The works on 1stDibs also show how happily Wright embraced new forms and materials. His desks and chairs for Johnson Wax have a streamlined look and use tubular steel to the same effect as designer Warren McArthur, who collaborated with Wright in the interiors of the Arizona Biltmore Hotel. For the Price Tower (1956) in Oklahoma, Wright designed angular wooden desks as well as upholstered pedestal chairs made of chromed steel — audacious furniture for his tallest completed building project.
The beauty of Frank Lloyd Wright’s furniture designs is that while many of us wish we could live in one of his houses, his vintage sofas, storage cabinets and armchairs connect us directly to his architecture, and to the history he made.
Tiffany & Co.
Tiffany & Co. is one of the most prominent purveyors of luxury goods in the United States, and has long been an important arbiter of style in the design of diamond engagement rings. A young Franklin Delano Roosevelt proposed to his future wife, Eleanor, with a Tiffany ring in 1904. Vanderbilts, Whitneys, Astors and members of the Russian imperial family all wore Tiffany & Co. jewels. And Jacqueline Kennedy Onassis preferred Tiffany china for state dinners at the White House.
Although synonymous with luxury today, the firm started out rather modestly. Charles Lewis Tiffany and John B. Young founded it in Connecticut as a “stationery and fancy goods emporium” in 1837, at a time when European imports still dominated the nascent American luxury market. In 1853, Charles Tiffany — who in 1845 had launched the company’s famed catalog, the Blue Book, and with it, the firm’s signature robin’s-egg blue, which he chose for the cover — shifted the focus to fine jewelry. In 1868, Tiffany & Co. gained international recognition when it became the first U.S. firm to win an award for excellence in silverware at the Exposition Universelle in Paris. From then on, it belonged to the pantheon of American luxury brands.
At the start of the Gilded Age, in 1870, Tiffany & Co. opened its flagship store, described as a "palace of jewels" by the New York Times, at 15 Union Square West in Manhattan. Throughout this period, its designs for silver tableware, ceremonial silver, flatware and jewelry were highly sought-after indicators of status and taste. They also won the firm numerous accolades, including the grand prize for silverware at the Paris Exposition of 1878. Among the firm’s glittering creations from this time are masterworks of Art Nouveau jewelry, such as this delicate aquamarine necklace and this lavish plique-à-jour peridot and gold necklace, both circa 1900.

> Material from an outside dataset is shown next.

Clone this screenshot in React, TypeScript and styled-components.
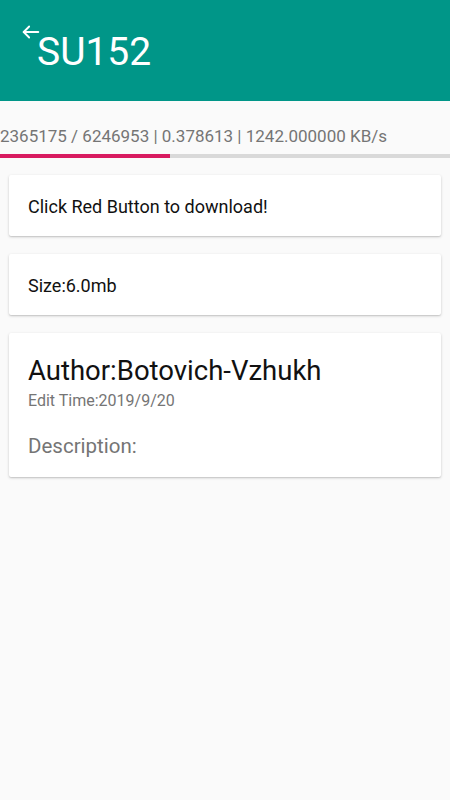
import styled, { createGlobalStyle } from "styled-components";

const GlobalStyle = createGlobalStyle`
  html, body {
    margin: 0;
    padding: 0;
    background: #fafafa;
    font-family: Roboto, "Noto Sans", sans-serif;
  }
`;

const Screen = styled.div`
  width: 450px;
  min-height: 800px;
  background: #fafafa;
`;

const Toolbar = styled.div`
  height: 101px;
  background: #009688;
  display: flex;
  align-items: flex-start;
  padding: 20px 0 0 20px;
  box-sizing: border-box;
  color: #ffffff;
`;

const BackIcon = styled.svg`
  width: 22px;
  height: 22px;
  margin-top: 1px;
  flex-shrink: 0;
`;

const Title = styled.div`
  font-size: 39px;
  line-height: 1;
  margin-left: -5px;
  margin-top: 13px;
`;

const Progress = styled.div`
  padding-top: 24px;
`;

const ProgressText = styled.div`
  font-size: 17px;
  color: #757575;
  white-space: nowrap;
  line-height: 22px;
`;

const Track = styled.div`
  margin-top: 7px;
  height: 4px;
  background: #d9d9d9;
`;

const Fill = styled.div`
  height: 100%;
  background: #d81b60;
`;

const Cards = styled.div`
  display: flex;
  flex-direction: column;
  gap: 18px;
  padding: 17px 9px 0;
`;

const Card = styled.div<{ $pad?: string }>`
  background: #ffffff;
  border-radius: 2px;
  box-shadow: 0 1px 3px rgba(0, 0, 0, 0.18), 0 1px 1px rgba(0, 0, 0, 0.08);
  padding: ${(p) => p.$pad || "19px"};
`;

const BodyText = styled.div`
  font-size: 18px;
  color: #111111;
  line-height: 24px;
`;

const Author = styled.div`
  font-size: 27.5px;
  color: #111111;
  line-height: 30px;
`;

const EditTime = styled.div`
  font-size: 16px;
  color: #757575;
  line-height: 20px;
  margin-top: 5px;
`;

const Description = styled.div`
  font-size: 20.5px;
  color: #757575;
  line-height: 24px;
  margin-top: 23px;
`;

const done = 2365175;
const total = 6246953;

export default function App() {
  return (
    <Screen>
      <GlobalStyle />
      <Toolbar>
        <BackIcon viewBox="0 0 24 24" fill="none" stroke="#fff" strokeWidth="2" strokeLinecap="round" strokeLinejoin="round">
          <path d="M20 12H4" />
          <path d="M10 6l-6 6 6 6" />
        </BackIcon>
        <Title>SU152</Title>
      </Toolbar>
      <Progress>
        <ProgressText>2365175 / 6246953 | 0.378613 | 1242.000000 KB/s</ProgressText>
        <Track>
          <Fill style={{ width: `${(done / total) * 100}%` }} />
        </Track>
      </Progress>
      <Cards>
        <Card $pad="20px 19px 17px">
          <BodyText>Click Red Button to download!</BodyText>
        </Card>
        <Card $pad="20px 19px 17px">
          <BodyText>Size:6.0mb</BodyText>
        </Card>
        <Card $pad="23px 19px 19px">
          <Author>Author:Botovich-Vzhukh</Author>
          <EditTime>Edit Time:2019/9/20</EditTime>
          <Description>Description:</Description>
        </Card>
      </Cards>
    </Screen>
  );
}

When Charles Lewis Tiffany died, in 1902, his son Louis Comfort Tiffany became the firm’s design director. Under his leadership, the Tiffany silver studio was a de facto design school for apprentice silversmiths, who worked alongside head artisan Edward C. Moore. The firm produced distinctive objects inspired by Japanese art and design, North American plants and flowers, and Native American patterns and crafts, adding aesthetic diversity to Tiffany & Co.’s distinguished repertoire.
Tiffany is also closely associated with diamonds, even lending its name to one particularly rare and exceptional yellow stone. The firm bought the Tiffany diamond in its raw state from the Kimberley mines of South Africa in 1878. Cut to create a 128.54-carat gem with an unprecedented 82 facets, it is one of the most spectacular examples of a yellow diamond in the world. In a broader sense, Tiffany & Co. helped put diamonds on the map in 1886 by introducing the American marketplace to the solitaire diamond design, which is still among the most popular engagement-ring styles. The trademark Tiffany® Setting raises the stone above the band on six prongs, allowing its facets to catch the light. A lovely recent example is this circa-2000 platinum engagement ring. Displaying a different design and aesthetic (but equally chic) is this exquisite diamond and ruby ring from the 1930s.